*Extracted entries*:
[start]
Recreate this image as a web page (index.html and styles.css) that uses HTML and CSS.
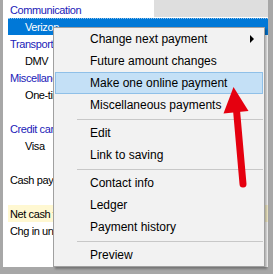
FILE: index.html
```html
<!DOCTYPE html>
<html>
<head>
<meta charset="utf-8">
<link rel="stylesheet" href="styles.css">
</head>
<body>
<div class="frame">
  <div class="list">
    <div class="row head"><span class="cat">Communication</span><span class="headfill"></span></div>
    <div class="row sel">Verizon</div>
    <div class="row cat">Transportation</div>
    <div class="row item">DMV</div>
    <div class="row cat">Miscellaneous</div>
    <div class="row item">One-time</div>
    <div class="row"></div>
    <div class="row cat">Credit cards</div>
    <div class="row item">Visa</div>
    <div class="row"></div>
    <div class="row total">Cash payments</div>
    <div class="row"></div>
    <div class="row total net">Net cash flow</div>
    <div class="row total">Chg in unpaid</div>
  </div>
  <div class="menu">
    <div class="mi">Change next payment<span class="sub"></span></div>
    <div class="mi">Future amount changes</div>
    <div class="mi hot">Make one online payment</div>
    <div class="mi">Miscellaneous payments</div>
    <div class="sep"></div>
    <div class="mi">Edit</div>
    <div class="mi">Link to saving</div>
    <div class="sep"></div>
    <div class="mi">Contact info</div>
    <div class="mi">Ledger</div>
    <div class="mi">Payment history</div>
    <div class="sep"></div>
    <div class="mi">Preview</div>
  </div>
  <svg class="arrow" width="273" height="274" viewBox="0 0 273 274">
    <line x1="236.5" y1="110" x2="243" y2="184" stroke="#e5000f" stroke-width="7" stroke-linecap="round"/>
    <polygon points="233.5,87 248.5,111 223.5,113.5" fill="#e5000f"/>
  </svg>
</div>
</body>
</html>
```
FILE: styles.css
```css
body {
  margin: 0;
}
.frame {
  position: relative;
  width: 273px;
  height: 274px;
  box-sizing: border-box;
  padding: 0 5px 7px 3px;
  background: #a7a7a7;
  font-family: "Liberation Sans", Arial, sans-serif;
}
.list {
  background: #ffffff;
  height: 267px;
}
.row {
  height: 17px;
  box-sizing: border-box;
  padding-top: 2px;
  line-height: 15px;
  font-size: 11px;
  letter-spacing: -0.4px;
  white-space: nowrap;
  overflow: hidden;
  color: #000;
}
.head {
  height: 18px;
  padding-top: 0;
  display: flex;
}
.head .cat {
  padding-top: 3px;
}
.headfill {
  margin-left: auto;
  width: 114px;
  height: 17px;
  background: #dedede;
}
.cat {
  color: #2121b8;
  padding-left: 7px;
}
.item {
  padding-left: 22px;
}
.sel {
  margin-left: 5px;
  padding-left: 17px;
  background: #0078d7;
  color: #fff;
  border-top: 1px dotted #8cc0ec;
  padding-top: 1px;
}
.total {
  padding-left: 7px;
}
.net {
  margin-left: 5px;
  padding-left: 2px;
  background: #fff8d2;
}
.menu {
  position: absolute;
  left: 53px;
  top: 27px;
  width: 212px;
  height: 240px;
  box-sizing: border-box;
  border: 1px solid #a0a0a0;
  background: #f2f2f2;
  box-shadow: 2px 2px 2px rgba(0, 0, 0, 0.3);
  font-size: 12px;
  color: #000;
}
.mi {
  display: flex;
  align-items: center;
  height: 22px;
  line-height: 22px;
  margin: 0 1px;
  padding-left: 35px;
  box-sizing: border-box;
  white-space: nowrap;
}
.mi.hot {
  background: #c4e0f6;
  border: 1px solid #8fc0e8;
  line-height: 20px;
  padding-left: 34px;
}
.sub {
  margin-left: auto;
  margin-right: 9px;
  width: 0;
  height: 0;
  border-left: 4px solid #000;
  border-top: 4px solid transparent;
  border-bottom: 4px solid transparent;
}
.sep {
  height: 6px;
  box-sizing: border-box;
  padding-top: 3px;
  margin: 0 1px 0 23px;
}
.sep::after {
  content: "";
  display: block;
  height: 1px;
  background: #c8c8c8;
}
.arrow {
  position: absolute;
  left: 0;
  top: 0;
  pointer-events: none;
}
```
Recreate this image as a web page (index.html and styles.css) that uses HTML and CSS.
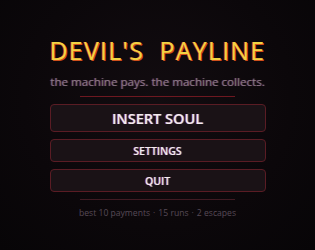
[end]
*What to do*: Without the pictures, return all the records precisely as they stand.

*Exercise answer*:
Recreate this image as a web page (index.html and styles.css) that uses HTML and CSS.
FILE: index.html
```html
<!DOCTYPE html>
<html>
<head>
<meta charset="utf-8">
<link rel="stylesheet" href="styles.css">
</head>
<body>
<div class="frame">
  <div class="list">
    <div class="row head"><span class="cat">Communication</span><span class="headfill"></span></div>
    <div class="row sel">Verizon</div>
    <div class="row cat">Transportation</div>
    <div class="row item">DMV</div>
    <div class="row cat">Miscellaneous</div>
    <div class="row item">One-time</div>
    <div class="row"></div>
    <div class="row cat">Credit cards</div>
    <div class="row item">Visa</div>
    <div class="row"></div>
    <div class="row total">Cash payments</div>
    <div class="row"></div>
    <div class="row total net">Net cash flow</div>
    <div class="row total">Chg in unpaid</div>
  </div>
  <div class="menu">
    <div class="mi">Change next payment<span class="sub"></span></div>
    <div class="mi">Future amount changes</div>
    <div class="mi hot">Make one online payment</div>
    <div class="mi">Miscellaneous payments</div>
    <div class="sep"></div>
    <div class="mi">Edit</div>
    <div class="mi">Link to saving</div>
    <div class="sep"></div>
    <div class="mi">Contact info</div>
    <div class="mi">Ledger</div>
    <div class="mi">Payment history</div>
    <div class="sep"></div>
    <div class="mi">Preview</div>
  </div>
  <svg class="arrow" width="273" height="274" viewBox="0 0 273 274">
    <line x1="236.5" y1="110" x2="243" y2="184" stroke="#e5000f" stroke-width="7" stroke-linecap="round"/>
    <polygon points="233.5,87 248.5,111 223.5,113.5" fill="#e5000f"/>
  </svg>
</div>
</body>
</html>
```
FILE: styles.css
```css
body {
  margin: 0;
}
.frame {
  position: relative;
  width: 273px;
  height: 274px;
  box-sizing: border-box;
  padding: 0 5px 7px 3px;
  background: #a7a7a7;
  font-family: "Liberation Sans", Arial, sans-serif;
}
.list {
  background: #ffffff;
  height: 267px;
}
.row {
  height: 17px;
  box-sizing: border-box;
  padding-top: 2px;
  line-height: 15px;
  font-size: 11px;
  letter-spacing: -0.4px;
  white-space: nowrap;
  overflow: hidden;
  color: #000;
}
.head {
  height: 18px;
  padding-top: 0;
  display: flex;
}
.head .cat {
  padding-top: 3px;
}
.headfill {
  margin-left: auto;
  width: 114px;
  height: 17px;
  background: #dedede;
}
.cat {
  color: #2121b8;
  padding-left: 7px;
}
.item {
  padding-left: 22px;
}
.sel {
  margin-left: 5px;
  padding-left: 17px;
  background: #0078d7;
  color: #fff;
  border-top: 1px dotted #8cc0ec;
  padding-top: 1px;
}
.total {
  padding-left: 7px;
}
.net {
  margin-left: 5px;
  padding-left: 2px;
  background: #fff8d2;
}
.menu {
  position: absolute;
  left: 53px;
  top: 27px;
  width: 212px;
  height: 240px;
  box-sizing: border-box;
  border: 1px solid #a0a0a0;
  background: #f2f2f2;
  box-shadow: 2px 2px 2px rgba(0, 0, 0, 0.3);
  font-size: 12px;
  color: #000;
}
.mi {
  display: flex;
  align-items: center;
  height: 22px;
  line-height: 22px;
  margin: 0 1px;
  padding-left: 35px;
  box-sizing: border-box;
  white-space: nowrap;
}
.mi.hot {
  background: #c4e0f6;
  border: 1px solid #8fc0e8;
  line-height: 20px;
  padding-left: 34px;
}
.sub {
  margin-left: auto;
  margin-right: 9px;
  width: 0;
  height: 0;
  border-left: 4px solid #000;
  border-top: 4px solid transparent;
  border-bottom: 4px solid transparent;
}
.sep {
  height: 6px;
  box-sizing: border-box;
  padding-top: 3px;
  margin: 0 1px 0 23px;
}
.sep::after {
  content: "";
  display: block;
  height: 1px;
  background: #c8c8c8;
}
.arrow {
  position: absolute;
  left: 0;
  top: 0;
  pointer-events: none;
}
```
Recreate this image as a web page (index.html and styles.css) that uses HTML and CSS.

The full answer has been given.